Interface markup and scripts
· · · ·
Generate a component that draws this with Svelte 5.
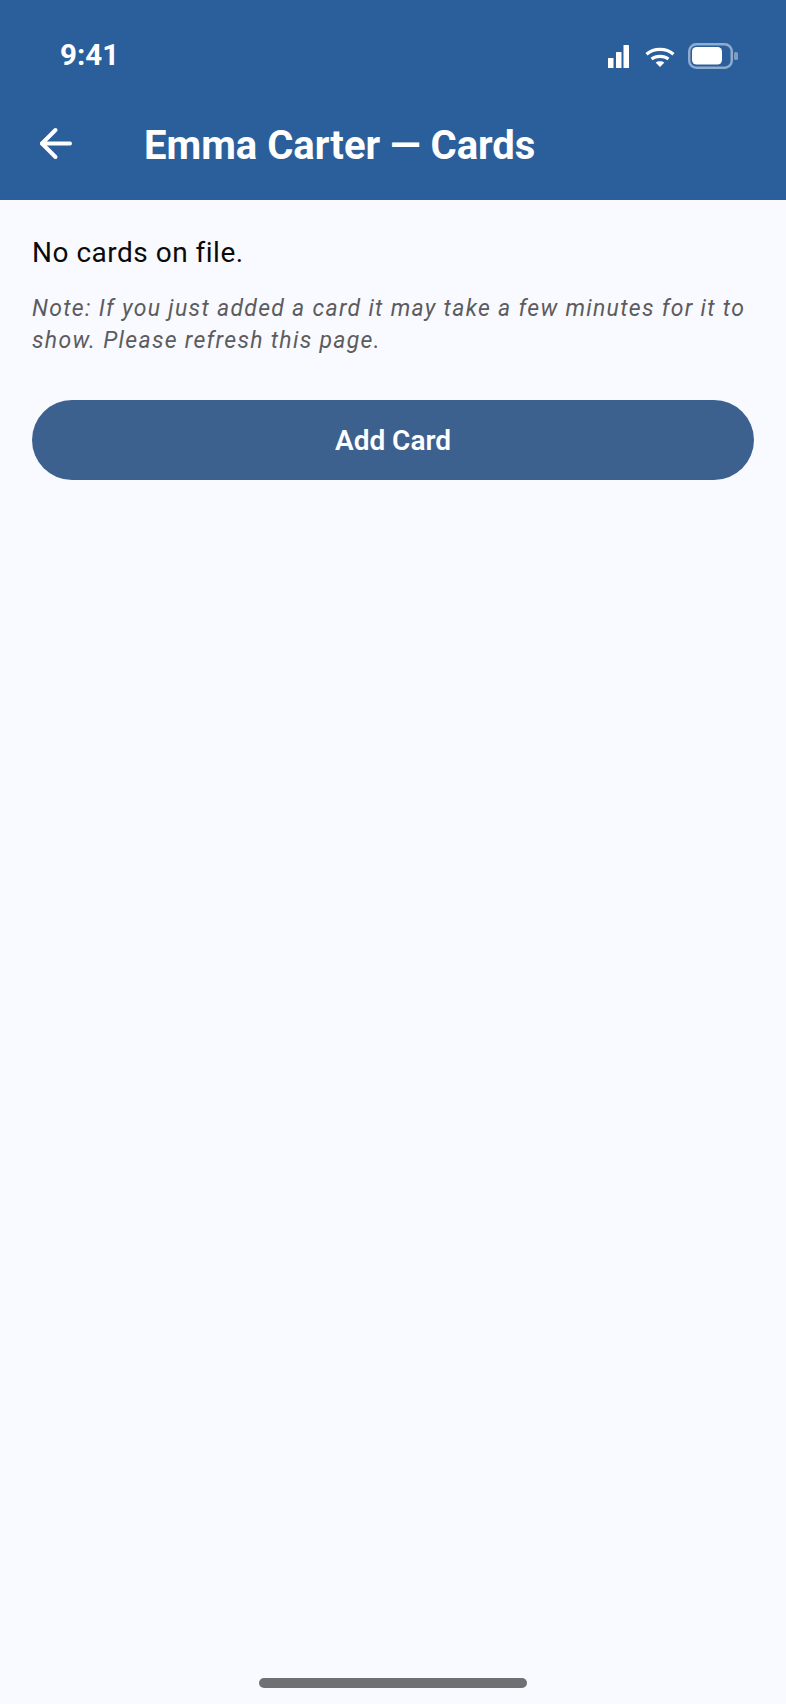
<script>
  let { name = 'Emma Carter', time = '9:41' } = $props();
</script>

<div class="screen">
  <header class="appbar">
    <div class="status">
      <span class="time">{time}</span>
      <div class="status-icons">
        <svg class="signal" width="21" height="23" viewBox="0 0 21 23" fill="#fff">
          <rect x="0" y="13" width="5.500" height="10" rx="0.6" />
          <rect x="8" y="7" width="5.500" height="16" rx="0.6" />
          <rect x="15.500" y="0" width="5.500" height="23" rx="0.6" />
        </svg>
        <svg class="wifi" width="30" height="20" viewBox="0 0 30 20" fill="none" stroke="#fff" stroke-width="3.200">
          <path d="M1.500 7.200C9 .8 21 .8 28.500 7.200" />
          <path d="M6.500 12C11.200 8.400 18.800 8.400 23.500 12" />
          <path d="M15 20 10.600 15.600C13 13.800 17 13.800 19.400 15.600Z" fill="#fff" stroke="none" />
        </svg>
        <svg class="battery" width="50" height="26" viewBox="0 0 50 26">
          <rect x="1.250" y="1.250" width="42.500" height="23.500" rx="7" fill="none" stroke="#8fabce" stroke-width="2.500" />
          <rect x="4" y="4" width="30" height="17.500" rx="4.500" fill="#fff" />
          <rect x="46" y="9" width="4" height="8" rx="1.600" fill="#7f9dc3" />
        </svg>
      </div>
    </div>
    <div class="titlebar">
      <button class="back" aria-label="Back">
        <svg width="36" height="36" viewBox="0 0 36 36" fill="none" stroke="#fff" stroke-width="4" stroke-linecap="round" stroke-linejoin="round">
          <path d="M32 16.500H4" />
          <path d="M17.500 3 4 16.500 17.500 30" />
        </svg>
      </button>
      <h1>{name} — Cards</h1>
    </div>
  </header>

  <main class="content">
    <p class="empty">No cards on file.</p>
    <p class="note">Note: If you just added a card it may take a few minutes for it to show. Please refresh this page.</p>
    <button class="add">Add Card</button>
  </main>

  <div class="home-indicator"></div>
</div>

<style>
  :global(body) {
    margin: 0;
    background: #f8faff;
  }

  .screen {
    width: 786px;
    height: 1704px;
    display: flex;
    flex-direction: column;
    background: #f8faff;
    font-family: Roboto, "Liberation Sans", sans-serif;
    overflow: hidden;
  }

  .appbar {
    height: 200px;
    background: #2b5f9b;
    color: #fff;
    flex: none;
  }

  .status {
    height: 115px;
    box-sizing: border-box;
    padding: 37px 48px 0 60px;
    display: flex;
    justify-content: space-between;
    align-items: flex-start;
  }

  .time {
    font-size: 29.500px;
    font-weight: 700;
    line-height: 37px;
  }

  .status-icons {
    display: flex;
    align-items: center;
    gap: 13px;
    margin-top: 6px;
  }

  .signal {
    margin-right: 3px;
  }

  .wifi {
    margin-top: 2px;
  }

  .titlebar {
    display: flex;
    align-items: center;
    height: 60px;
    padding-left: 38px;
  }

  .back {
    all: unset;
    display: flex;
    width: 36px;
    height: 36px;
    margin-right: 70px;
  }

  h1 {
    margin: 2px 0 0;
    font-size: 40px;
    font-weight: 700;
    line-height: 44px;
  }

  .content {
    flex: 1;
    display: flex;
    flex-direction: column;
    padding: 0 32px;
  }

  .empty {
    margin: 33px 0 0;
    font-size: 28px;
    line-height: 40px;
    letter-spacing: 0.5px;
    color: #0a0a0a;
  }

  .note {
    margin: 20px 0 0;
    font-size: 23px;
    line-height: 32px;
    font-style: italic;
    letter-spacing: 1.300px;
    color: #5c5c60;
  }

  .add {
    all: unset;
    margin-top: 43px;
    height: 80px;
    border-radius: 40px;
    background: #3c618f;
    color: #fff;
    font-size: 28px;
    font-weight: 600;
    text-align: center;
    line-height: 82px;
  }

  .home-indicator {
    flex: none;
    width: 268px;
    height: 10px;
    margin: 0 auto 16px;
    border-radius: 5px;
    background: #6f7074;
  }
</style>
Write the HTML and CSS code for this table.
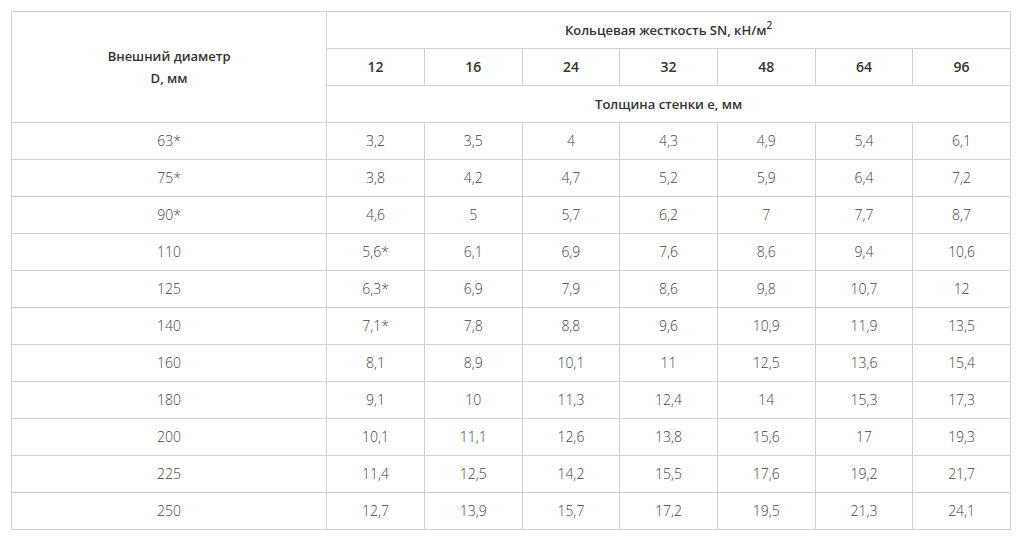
· · · ·
Select all lines with the word "this" from the entries above.

Output below:
Generate a component that draws this with Svelte 5.
    <p class="note">Note: If you just added a card it may take a few minutes for it to show. Please refresh this page.</p>
Write the HTML and CSS code for this table.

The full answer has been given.